XYZ van de klassieke muziek

Katja Reichenfeld (2003)

Gepubliceerd op 15-03-2017

Imre (Emmerich) Kálmán

betekenis & definitie

Imre (Emmerich) Kálmán (Siófok 1882-Parijs 1953) was een Hongaarse operettecomponist. Na zijn studie, deels samen met Kodály en Bartók, aan het conservatorium van Boedapest, won hij met 'serieuze' muziek daar de Franz Josef-prijs.

Maar de grote populariteit van zijn cabaretliedjes en het Europese en Amerikaanse succes van de operette Tatárjárás (De vrolijke huzaren, uit 1908) deden hem kiezen voor de lichte muziek en de operettestad Wenen als woonplaats. Daar prees de criticus en Mahler-biograaf Richard Specht zijn voortreffelijke operettes, waaronder Der Zigeunerprimas (1912) als 'fris en prettig, met krachtige, natuurlijke melodieën en rijpheid'. Bij sommige is het verhaal gesitueerd in Hongarije, zoals in Der Zigeunerprimas, Die Csárdásfürstin (1915) en Gräfin Maritza (1924). Kálmán combineerde de stijl van de Weense operette met de romantische 'Hongaarse' stijl, terwijl de voortreffelijke orkestraties waren geïnspireerd door Tsjaikovski's muziek. In Die Herzogin von Chicago (1928) experimenteerde hij met de jazz. De vernieuwende functie van zijn werken lag echter in de grotere ruimte voor koornummers ten koste van de voor de handeling irrelevante dans.
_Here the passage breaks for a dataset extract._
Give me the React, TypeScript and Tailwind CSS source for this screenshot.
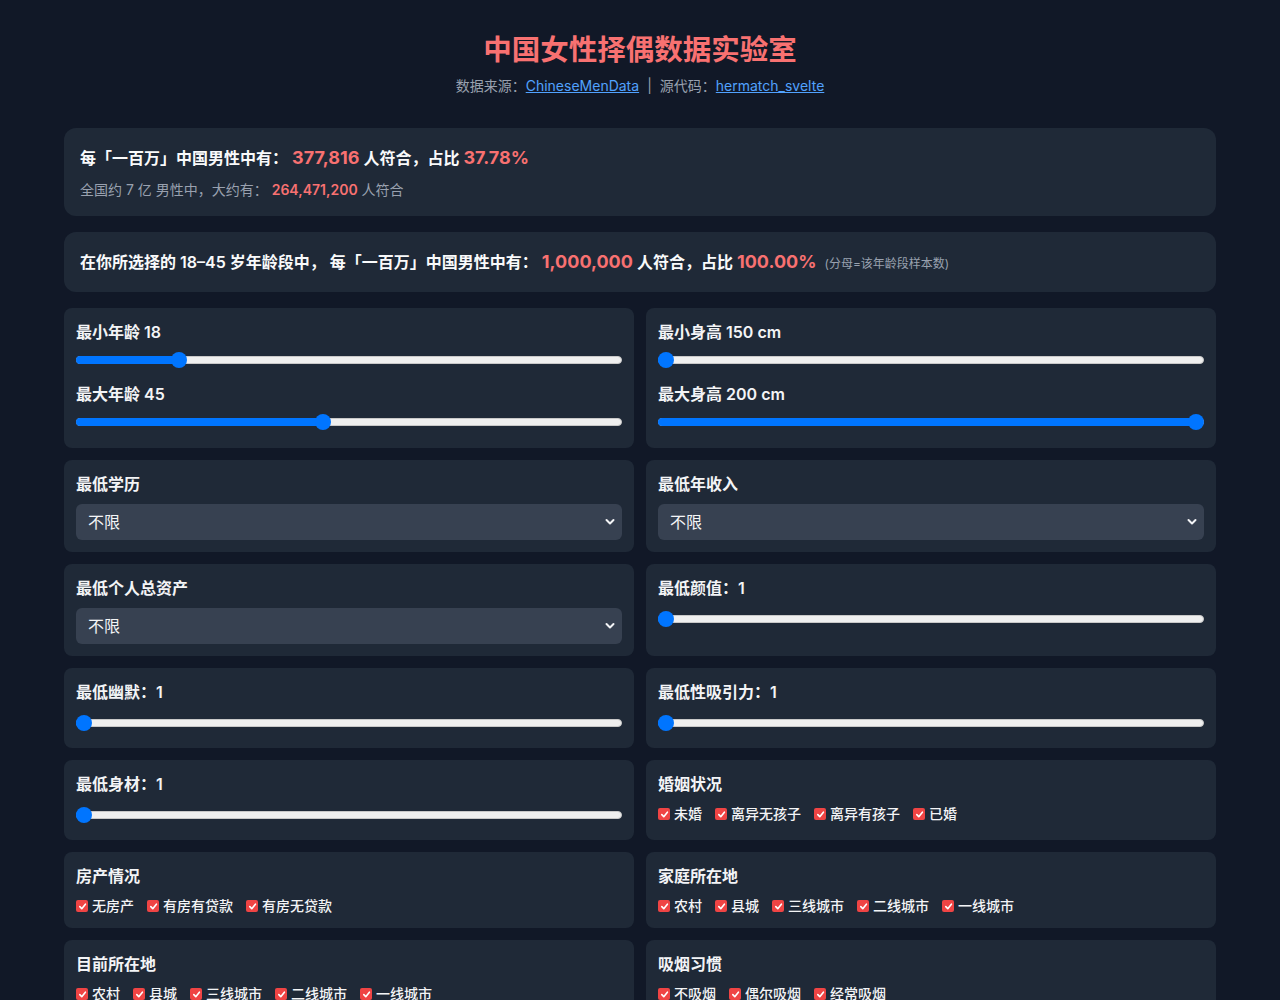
import React, { useState } from 'react';

const FONT = "font-['Inter','Noto_Sans_CJK_SC',sans-serif]";

function Slider({ value, min, max, gap = 'mt-2' }: { value: number; min: number; max: number; gap?: string }) {
    const p = (value - min) / (max - min);
    return (
        <div className={`relative h-4 mb-[5px] ${gap}`}>
            <div className="absolute left-0 right-0 top-1 h-2 rounded-full bg-[#efefef] border border-[#c8c8c8]" />
            <div className="absolute left-0 top-1 h-2 rounded-full bg-[#0075ff]" style={{ width: `calc(${p} * (100% - 16px) + 8px)` }} />
            <div className="absolute top-0 w-4 h-4 rounded-full bg-[#0075ff]" style={{ left: `calc(${p} * (100% - 16px))` }} />
        </div>
    );
}

function Label({ children }: { children: React.ReactNode }) {
    return <div className="text-base leading-6 font-semibold text-gray-100">{children}</div>;
}

function SliderCard({ label, value, min, max }: { label: string; value: number; min: number; max: number }) {
    return (
        <div className="rounded-lg bg-[#1f2937] p-3">
            <Label>{label}</Label>
            <Slider value={value} min={min} max={max} gap="mt-[11px]" />
        </div>
    );
}

function RangePairCard({ a, b, va, vb, min, max }: { a: string; b: string; va: number; vb: number; min: number; max: number }) {
    return (
        <div className="rounded-lg bg-[#1f2937] px-3 pt-3 pb-[13px]">
            <Label>{a}</Label>
            <Slider value={va} min={min} max={max} />
            <div className="mt-[14px]">
                <Label>{b}</Label>
            </div>
            <Slider value={vb} min={min} max={max} />
        </div>
    );
}

function SelectCard({ label }: { label: string }) {
    const [val, setVal] = useState('不限');
    return (
        <div className="rounded-lg bg-[#1f2937] p-3">
            <Label>{label}</Label>
            <div className="relative mt-2">
                <select
                    value={val}
                    onChange={(e) => setVal(e.target.value)}
                    className="block w-full h-9 appearance-none rounded-md bg-[#374151] px-3 text-base text-gray-100 outline-none"
                >
                    <option>不限</option>
                </select>
                <svg className="pointer-events-none absolute right-[7px] top-[14px]" width="10" height="8" viewBox="0 0 10 8">
                    <path d="M1.5 2 L5 5.5 L8.5 2" fill="none" stroke="#f3f4f6" strokeWidth="2" strokeLinecap="round" strokeLinejoin="round" />
                </svg>
            </div>
        </div>
    );
}

function CheckCard({ label, options }: { label: string; options: string[] }) {
    return (
        <div className="rounded-lg bg-[#1f2937] p-3">
            <Label>{label}</Label>
            <div className="mt-2 flex flex-wrap gap-x-[13px] text-sm leading-5 font-medium text-gray-100">
                {options.map((o) => (
                    <label key={o} className="flex items-center gap-1 cursor-pointer">
                        <span className="flex h-3 w-3 items-center justify-center rounded-[2px] bg-[#ef4444]">
                            <svg width="9" height="9" viewBox="0 0 10 10">
                                <path d="M2 5.2 L4.2 7.4 L8.2 2.4" fill="none" stroke="#fff" strokeWidth="1.8" strokeLinecap="round" strokeLinejoin="round" />
                            </svg>
                        </span>
                        {o}
                    </label>
                ))}
            </div>
        </div>
    );
}

const cities = ['农村', '县城', '三线城市', '二线城市', '一线城市'];

export default function App() {
    return (
        <div className={`min-h-screen bg-[#111827] text-gray-100 ${FONT}`}>
            <div className="mx-auto max-w-6xl pt-8 pb-10">
                <h1 className="text-center text-[28.5px] font-bold leading-9 text-[#f87171]">中国女性择偶数据实验室</h1>
                <p className="mt-2 mb-8 text-center text-sm leading-5 text-gray-400">
                    数据来源：<a href="#" className="text-blue-400 underline">ChineseMenData</a>
                    <span className="mx-2">|</span>
                    源代码：<a href="#" className="text-blue-400 underline">hermatch_svelte</a>
                </p>

                <div className="rounded-xl bg-[#1f2937] p-4">
                    <div className="text-base leading-7 font-semibold text-gray-50">
                        每「一百万」中国男性中有：{' '}
                        <span className="text-lg leading-7 font-bold text-[#f87171]">377,816</span> 人符合，占比{' '}
                        <span className="text-lg leading-7 font-bold text-[#f87171]">37.78%</span>
                    </div>
                    <div className="mt-2 text-sm leading-5 text-gray-400">
                        全国约 7 亿 男性中，大约有：{' '}
                        <span className="font-semibold text-[#f87171]">264,471,200</span> 人符合
                    </div>
                </div>

                <div className="mt-4 rounded-xl bg-[#1f2937] p-4">
                    <div className="text-base leading-7 font-semibold text-gray-50">
                        在你所选择的 18–45 岁年龄段中， 每「一百万」中国男性中有：{' '}
                        <span className="text-lg leading-7 font-bold text-[#f87171]">1,000,000</span> 人符合，占比{' '}
                        <span className="text-lg leading-7 font-bold text-[#f87171]">100.00%</span>
                        <span className="ml-2 text-xs leading-none font-normal text-gray-400">(分母=该年龄段样本数)</span>
                    </div>
                </div>

                <div className="mt-4 grid grid-cols-2 gap-3">
                    <RangePairCard a="最小年龄 18" b="最大年龄 45" va={18} vb={45} min={0} max={100} />
                    <RangePairCard a="最小身高 150 cm" b="最大身高 200 cm" va={150} vb={200} min={150} max={200} />

                    <SelectCard label="最低学历" />
                    <SelectCard label="最低年收入" />

                    <SelectCard label="最低个人总资产" />
                    <SliderCard label="最低颜值：1" value={1} min={1} max={10} />

                    <SliderCard label="最低幽默：1" value={1} min={1} max={10} />
                    <SliderCard label="最低性吸引力：1" value={1} min={1} max={10} />

                    <SliderCard label="最低身材：1" value={1} min={1} max={10} />
                    <CheckCard label="婚姻状况" options={['未婚', '离异无孩子', '离异有孩子', '已婚']} />

                    <CheckCard label="房产情况" options={['无房产', '有房有贷款', '有房无贷款']} />
                    <CheckCard label="家庭所在地" options={cities} />

                    <CheckCard label="目前所在地" options={cities} />
                    <CheckCard label="吸烟习惯" options={['不吸烟', '偶尔吸烟', '经常吸烟']} />
                </div>
            </div>
        </div>
    );
}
Na de Duits-Oostenrijkse 'Anschluss' in 1938 vertrok de joodse Kálmán naar Parijs en in 1940, toen de nationaal-socialisten de Franse hoofdstad bezetten, emigreerde hij naar de Verenigde Staten. Toen Hongarije zich in 1942 aansloot bij het Duitse rijk, werd hij Amerikaan. Zijn zoon Charles Emmerich Kálmán, zelf componist van musicals, voltooide zijn vaders laatste werk, Arizona Lady (1954). Omdat Imre Kálmán met zijn libretti zorgvuldig streefde naar de smaak van het moment, behoeven ze bij moderne opvoeringen uitgebreide aanpassingen.

Oeuvre
23 operettes; 1 muzikale komedie, 1 melodrama, 1 muzikale farce; liederen, cabaretliedjes; 3 orkestwerken; pianostukken.